The Brexit debate has given rise to speculation on the implications for health and safety, environmental and other regulatory law derived from the European Union (other examples including food safety, labelling, product specification, and chemical safety). After all, one of the arguments of the ''Leave'' campaign is the desire to reduce the EU ‘red tape'' that it argues stifles the UK entrepreneurial spirit.
So will there be a bonfire of regulations if there is vote to Leave? As with much of the debate, there is no clear easy answer. However, it is fairly clear that there would not be an immediate effect on health, safety, environmental and other regulatory law. In the first place, the UK would have two years to extricate itself from the EU after the notice of withdrawal. Some believe such a timescale to be wildly optimistic as such negotiations will be painstaking in their desire to ensure that any damage to UK businesses is kept to a minimum. Therefore, it is being suggested that the provisions for extending this two year period would be invoked – if it happens, the UK's withdrawal could be a long and drawn out affair.

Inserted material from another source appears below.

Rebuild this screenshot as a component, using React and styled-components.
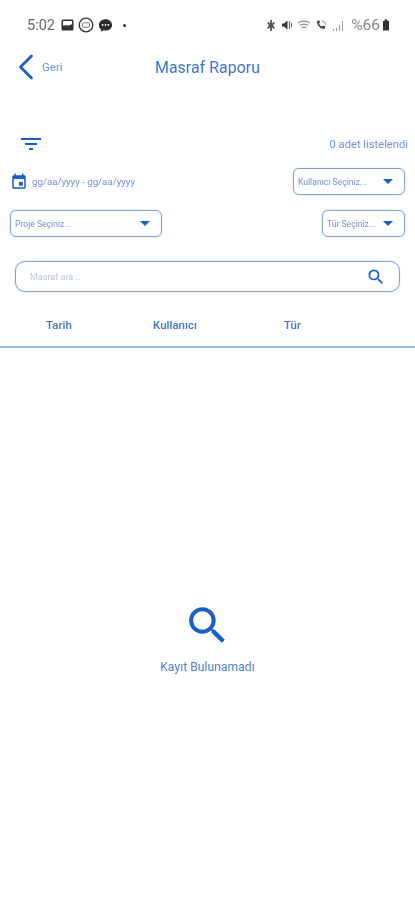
import React from "react";
import styled, { createGlobalStyle } from "styled-components";
import { ChevronLeft } from "lucide-react";
import { MdSearch, MdEvent } from "react-icons/md";

const BLUE = "#1a5fc4";
const TEXT = "#3f74c9";
const LABEL = "#6d92d6";
const BORDER = "#7f9fda";

const GlobalStyle = createGlobalStyle`
  html, body {
    margin: 0;
    padding: 0;
    background: #fff;
  }
  body {
    font-family: "Roboto", "Liberation Sans", sans-serif;
  }
`;

const App = () => {
  return (
    <>
      <GlobalStyle />
      <Page>
        <StatusBar>
          <StatusLeft>
            <Clock>5:02</Clock>
            <svg width="13" height="12" viewBox="0 0 13 12">
              <rect x="0.5" y="0.5" width="12" height="11" rx="1.5" fill="#333" />
              <rect x="2" y="2" width="9" height="4.500" fill="#fff" />
              <path d="M2 9l3-3 2 1.500 4-2.500v4z" fill="#333" />
            </svg>
            <svg width="16" height="16" viewBox="0 0 16 16">
              <circle cx="8" cy="8" r="6.800" fill="none" stroke="#333" strokeWidth="1.300" />
              <rect x="4.500" y="5.800" width="7" height="4.400" rx="1" fill="none" stroke="#777" strokeWidth="1" />
            </svg>
            <svg width="15" height="15" viewBox="0 0 13 13">
              <path d="M6.5 1C3.2 1 .8 3.2.8 6c0 1.5.7 2.8 1.900 3.700L2.400 12l2.600-1.300c.5.1 1 .2 1.500.2 3.300 0 5.700-2.200 5.700-4.900S9.800 1 6.500 1z" fill="#2c2c2c" />
              <circle cx="4" cy="6" r=".8" fill="#fff" />
              <circle cx="6.500" cy="6" r=".8" fill="#fff" />
              <circle cx="9" cy="6" r=".8" fill="#fff" />
            </svg>
            <Dot />
          </StatusLeft>
          <StatusRight>
            <svg width="12" height="13" viewBox="0 0 12 13">
              <path d="M6 1v11M2.500 3.500l7 6M9.500 3.500l-7 6" stroke="#444" strokeWidth="1.600" fill="none" />
              <circle cx="6" cy="6.500" r="2.500" fill="#555" />
            </svg>
            <svg width="12" height="12" viewBox="0 0 12 12">
              <path d="M1 4.500h2L6.500 1.500v9L3 7.500H1z" fill="#333" />
              <path d="M8.500 2v8M10.500 4v4" stroke="#666" strokeWidth="1.100" />
            </svg>
            <svg width="14" height="12" viewBox="0 0 15 12">
              <path d="M1 4c3.500-3 9.500-3 13 0M3 6.500c2.500-2 6.500-2 9 0M5 9c1.500-1 3.500-1 5 0" stroke="#888" strokeWidth="1.300" fill="none" />
            </svg>
            <svg width="13" height="12" viewBox="0 0 13 12">
              <path d="M2 2.500c0 4 3.500 7.500 7.500 7.500l1-2.500-2.500-1-1 1C5.500 7 4.500 6 4 4.500l1-1-1-2.500z" fill="#444" />
              <path d="M7 2c2 0 3.500 1.500 3.500 3.500" stroke="#777" fill="none" />
            </svg>
            <SignalBars>
              <Bar $h={2} />
              <Bar $h={3} />
              <Bar $h={6} />
              <Bar $h={10} />
            </SignalBars>
            <Battery>%66</Battery>
            <BatteryIcon width="8" height="12" viewBox="0 0 7 12">
              <path d="M2 .500h3v1.500h1.500v9.500h-6V2H2z" fill="#333" />
            </BatteryIcon>
          </StatusRight>
        </StatusBar>

        <Header>
          <BackButton>
            <ChevronLeft size={44} strokeWidth={1.5} color={BLUE} />
            <BackLabel>Geri</BackLabel>
          </BackButton>
          <Title>Masraf Raporu</Title>
        </Header>

        <FilterBar>
          <FilterIcon>
            <Line $w={20} />
            <Line $w={12} />
            <Line $w={4} />
          </FilterIcon>
          <Count>0 adet listelendi</Count>
        </FilterBar>

        <DateRow>
          <DateRange>
            <MdEvent size={18} color={BLUE} />
            <span>gg/aa/yyyy - gg/aa/yyyy</span>
          </DateRange>
          <Select $width={112}>
            <SelectLabel>Kullanıcı Seçiniz...</SelectLabel>
            <Caret />
          </Select>
        </DateRow>

        <SelectRow>
          <Select $width={152}>
            <SelectLabel>Proje Seçiniz...</SelectLabel>
            <Caret />
          </Select>
          <Select $width={83}>
            <SelectLabel>Tür Seçiniz...</SelectLabel>
            <Caret />
          </Select>
        </SelectRow>

        <SearchBox>
          <SearchText>Masraf ara ..</SearchText>
          <MdSearch size={20} color={BLUE} />
        </SearchBox>

        <TableHead>
          <HeadCell $width={107}>Tarih</HeadCell>
          <HeadCell $width={131}>Kullanıcı</HeadCell>
          <HeadCell>Tür</HeadCell>
        </TableHead>

        <Empty>
          <MdSearch size={49} color={BLUE} />
          <EmptyText>Kayıt Bulunamadı</EmptyText>
        </Empty>
      </Page>
    </>
  );
};

export default App;

const Page = styled.div`
  width: 415px;
  height: 900px;
  overflow: hidden;
  background: #fff;
  display: flex;
  flex-direction: column;
  filter: blur(0.5px);
`;

const StatusBar = styled.div`
  height: 50px;
  box-sizing: border-box;
  padding: 0 25px 0 27px;
  display: flex;
  align-items: center;
  justify-content: space-between;
`;

const StatusLeft = styled.div`
  display: flex;
  align-items: center;
  gap: 4px;
`;

const Clock = styled.span`
  font-size: 14.5px;
  color: #666;
  margin-right: 2px;
`;

const Dot = styled.span`
  width: 3px;
  height: 3px;
  margin-left: 6px;
  border-radius: 50%;
  background: #333;
`;

const StatusRight = styled.div`
  display: flex;
  align-items: center;
  gap: 4px;
`;

const SignalBars = styled.div`
  display: flex;
  align-items: flex-end;
  gap: 2px;
  height: 11px;
  margin-left: 1px;
`;

const Bar = styled.span`
  width: 1px;
  height: ${(p) => p.$h}px;
  background: #999;
`;

const Battery = styled.span`
  font-size: 15.5px;
  color: #888;
  margin-left: 4px;
`;

const BatteryIcon = styled.svg`
  margin-left: -2px;
`;

const Header = styled.div`
  height: 34px;
  display: flex;
  align-items: center;
  justify-content: center;
  position: relative;
`;

const BackButton = styled.div`
  position: absolute;
  left: 4px;
  top: -5px;
  display: flex;
  align-items: center;
`;

const BackLabel = styled.span`
  font-size: 11.5px;
  color: ${LABEL};
  margin-left: -6px;
`;

const Title = styled.div`
  font-size: 16px;
  color: ${TEXT};
`;

const FilterBar = styled.div`
  margin-top: 48px;
  height: 24px;
  padding: 0 7px 0 21px;
  display: flex;
  align-items: center;
  justify-content: space-between;
`;

const FilterIcon = styled.div`
  display: flex;
  flex-direction: column;
  align-items: center;
  gap: 3px;
`;

const Line = styled.span`
  display: block;
  width: ${(p) => p.$w}px;
  height: 2px;
  background: ${BLUE};
`;

const Count = styled.span`
  font-size: 11.2px;
  color: ${LABEL};
`;

const DateRow = styled.div`
  margin-top: 12px;
  padding: 0 10px;
  display: flex;
  align-items: center;
  justify-content: space-between;
`;

const DateRange = styled.div`
  display: flex;
  align-items: center;
  gap: 4px;
  font-size: 9.7px;
  color: ${LABEL};
`;

const SelectRow = styled.div`
  margin-top: 15px;
  padding: 0 10px;
  display: flex;
  align-items: center;
  justify-content: space-between;
`;

const Select = styled.div`
  width: ${(p) => p.$width}px;
  height: 27px;
  box-sizing: border-box;
  border: 1px solid ${BORDER};
  box-shadow: 0 0 1px ${BORDER};
  border-radius: 6px;
  padding: 0 11px 0 4px;
  display: flex;
  align-items: center;
  justify-content: space-between;
`;

const SelectLabel = styled.span`
  font-size: 8.6px;
  color: ${LABEL};
  white-space: nowrap;
`;

const Caret = styled.span`
  width: 0;
  height: 0;
  border-left: 5px solid transparent;
  border-right: 5px solid transparent;
  border-top: 5px solid ${BLUE};
`;

const SearchBox = styled.div`
  margin: 24px 15px 0;
  height: 31px;
  box-sizing: border-box;
  border: 1px solid ${BORDER};
  box-shadow: 0 0 1px ${BORDER};
  border-radius: 10px;
  padding: 0 13px 0 14px;
  display: flex;
  align-items: center;
  justify-content: space-between;
`;

const SearchText = styled.span`
  font-size: 9px;
  color: #b3c5e8;
`;

const TableHead = styled.div`
  margin-top: 19px;
  height: 37px;
  box-sizing: border-box;
  padding: 0 0 7px 46px;
  border-bottom: 2px solid #a3bbe8;
  display: flex;
  align-items: center;
`;

const HeadCell = styled.span`
  width: ${(p) => (p.$width ? `${p.$width}px` : "auto")};
  font-size: 11.5px;
  font-weight: 500;
  color: ${TEXT};
`;

const Empty = styled.div`
  margin-top: 253px;
  display: flex;
  flex-direction: column;
  align-items: center;
`;

const EmptyText = styled.div`
  margin-top: 10px;
  font-size: 12.2px;
  color: #4f80cf;
`;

Another reason which suggests that there would not be an immediate effect on regulatory law is the need for the UK to negotiate access to markets that are subject to the EU law in a similar way to non-EU members, such as Norway, Switzerland and Iceland. These countries are part of the European Free Trade Association (EFTA), which have become part of the European Economic Area (EEA), which has similar trading status as EU members in return for implementing EU directives, including those for health and safety.
Would there be an appetite to ditch EU-derived health and safety and environmental law? Before becoming a solicitor I was an inspector in the HSE during a period in the 1990s when the government was of a similar red-tape-slashing disposition, and similarly believed that health and safety law caused too many restrictions to industry. There was increased sensitivity at the time following the implementation of six sets of wide-ranging EU-derived regulations (the ''six pack''), that gave the appearance of a European health and safety onslaught.
In fact, these regulations acted as a modernising process, moving to a more sensible risk- based approach to health and safety, instead of the prescriptive approach of the Factories Act. Following an extensive review of the law by ''hawkish'' ministers, it was decided that very little of the existing legislation was a problem, resulting in minimal change.
This pattern was, to some extent, repeated with the investigation in 2011 by Professor Ragnar Loftstedt whose report to a similarly minded ''anti-red tape'' government on the state of health and safety law resulted again in a general thumbs up for the regulatory regime and minimal change. Also, the HSE came out in a favourable light following its triennial review by Martin Temple in 2014.
It sometimes seems that the provenance of a law can distort the understanding of the value of what it is trying to achieve. After all, the health and safety regulations are there to reduce ill-health and death in the workplace - not many people will disagree with such aims. Similar points can be made for environmental, food safety and other regulatory law.
It would seem that although there is a call from some parts within the health and safety and environmental community for a more risk-based approach to law than that which emanates from Europe, a view that gained support in Health and Safety at Work’s recent online survey. However, it would appear that as a nation, the UK is comfortable with its degree of protection for its workers and the environment. Despite most people's enjoyment of the phrase ''it's health and safety gone mad", it is likely that there would be widespread unease if there was a perception that a change in the EU status would lead to a dilution of standards of protection. I believe that this attitude, along with the administrative problems described above, will prevent great change in the health and safety landscape anytime soon after 23 June should the vote be for Leave.